#Britishflowers hour Monday 27th March hosted by Niki Roberts @bucketsofblooms and Cel Robertson @fgflowers, notes by Jill Smith @binningtonbloom
It is recommended you record everything during the growing season, sowing dates, germination, pricking out, flowering periods, harvest dates along with number of stems sold and most popular varieties. Don’t forget the weather – last frost date being particularly important. The more information you collect, the better you can plan for next year.
Many means of recording were discussed, from the simplest to quite sophisticated ones.
Photographs – Photos stored on your phone and computer have dates which are invaluable particularly for flowering times and you can compare one season with another. Using Instagram regularly also serves this purpose.
Labels – the starting point when sowing and quite a lot of information can be included. Vital if you work with other. Always write a label in pencil, big chunky ones B or 2B usually sold for nursery schools or carpenters. Permanent markers never prove to be permanent.
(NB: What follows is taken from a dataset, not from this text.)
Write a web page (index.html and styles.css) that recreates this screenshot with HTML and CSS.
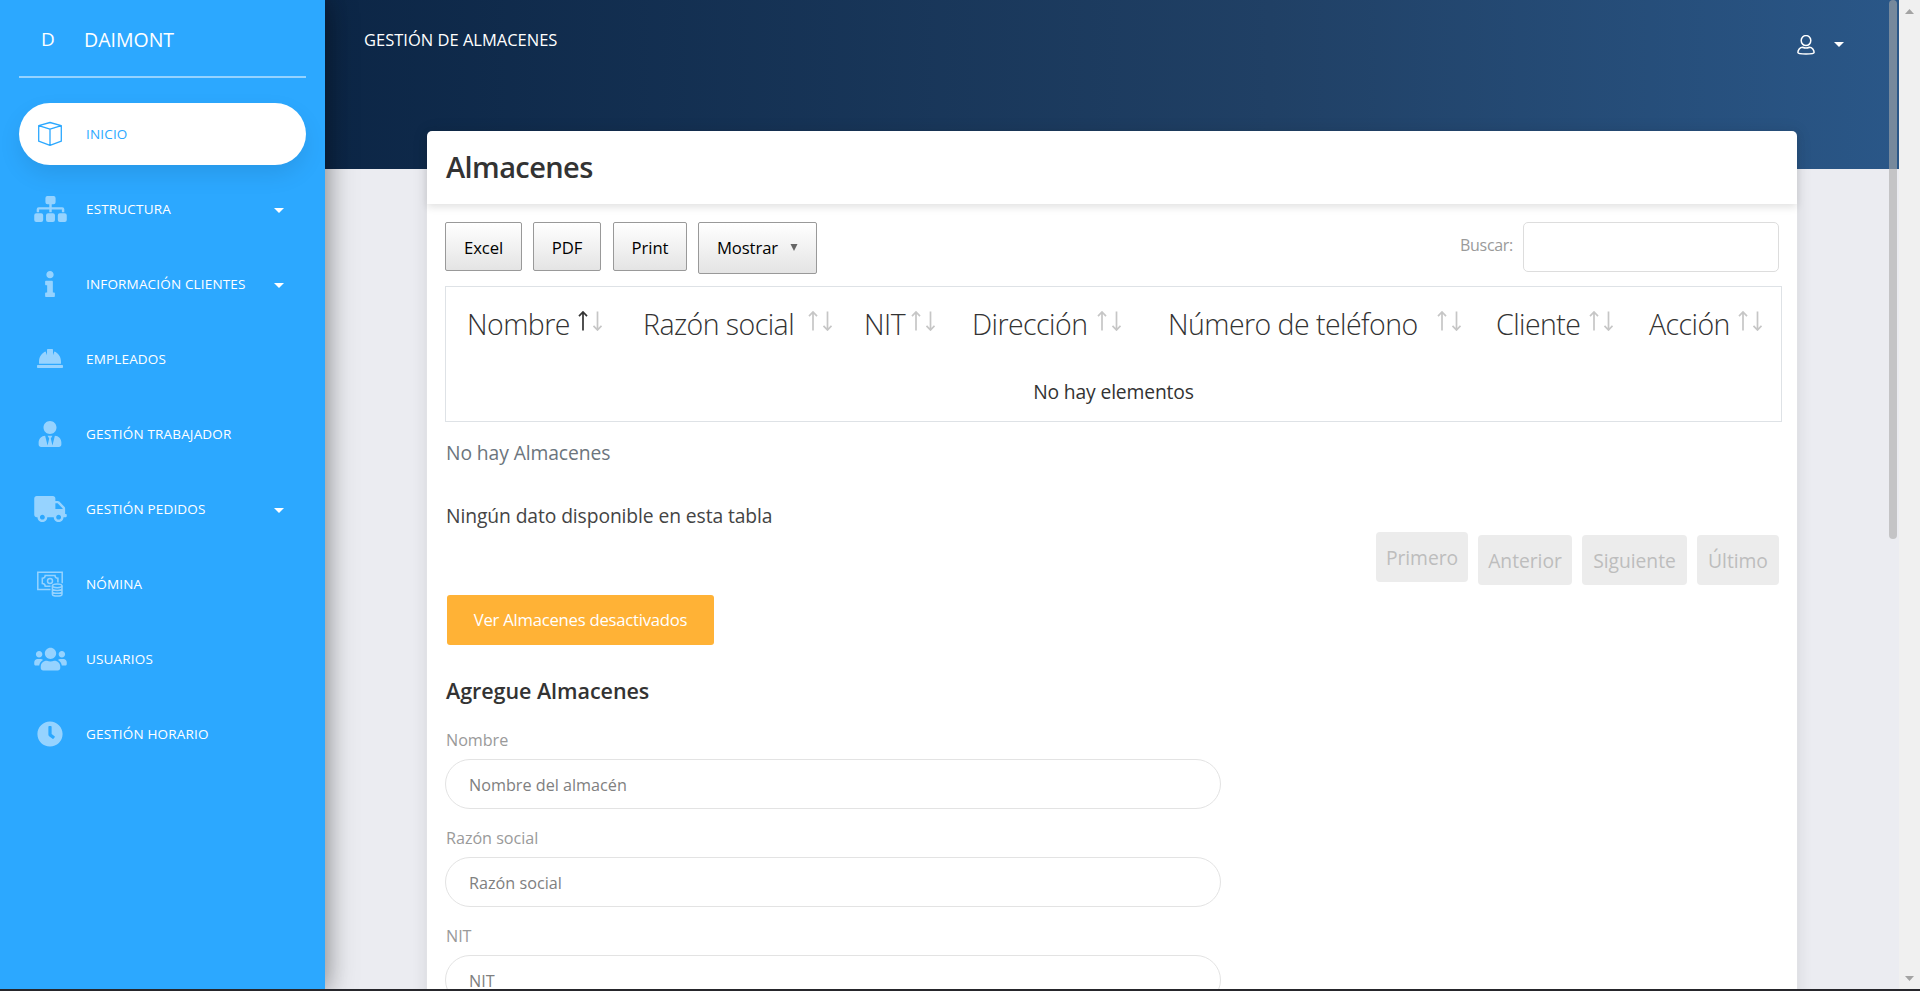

Using a voice memo on your phone whilst in the flower field is useful for quick notes and can be recorded elsewhere later.
Diary – a large page a day is recommended to record tasks, sowing, events and weather. One good idea is to use a multicoloured pen, green – weather, black – to do, blue – done, red – urgent. If you prefer use the digital diary on your phone, however a handwritten diary is a permanent physical record.
Spreadsheets – keep a master spreadsheet, update each week and make notes on a printout. Information can then be collated in the winter. Can be divided into three – bulb crops/annuals and biennials/perennials & shrubs.
Build up a seed sowing schedule from sowing dates and germination rates. This will keep you on track and not be tempted to sow too early. Plan sowing and planting with wedding dates to ensure flowers are available at the right time.
Set up an availability list, do a weekly check of what flowers are available, review best varieties and quantities grown. Record combination of flowers for bunches. You can then match to orders.
Mailchimp can be used to send weekly availability lists out to florists, can be used for retail and newsletter customers too. It allows people to opt out unlike a straight forward email.
Bullet journal – this is much more creative and a lot less restricting than a diary. It is a dot grid notebook to which you add the days and months then add a bullet style task or event log for each day. You need to know what you want to record before you set it up. Further information at www.bulletjournal.com
Google calendar is good because it syncs easily with spreadsheets and uses colour coding.
Use a Gantt chart to format a flower farm programme, more information at www.gantt.com
Floret Farms Cut flower garden planning kit available with the Floret Farm’s Cut Flower Garden book.
There are other garden planners to be found on line, sometimes more vegetable orientated but easily adapted to flower growing.
Remember recording is not just flowery things, don’t forget to record mileage and other costs for accounts/tax return.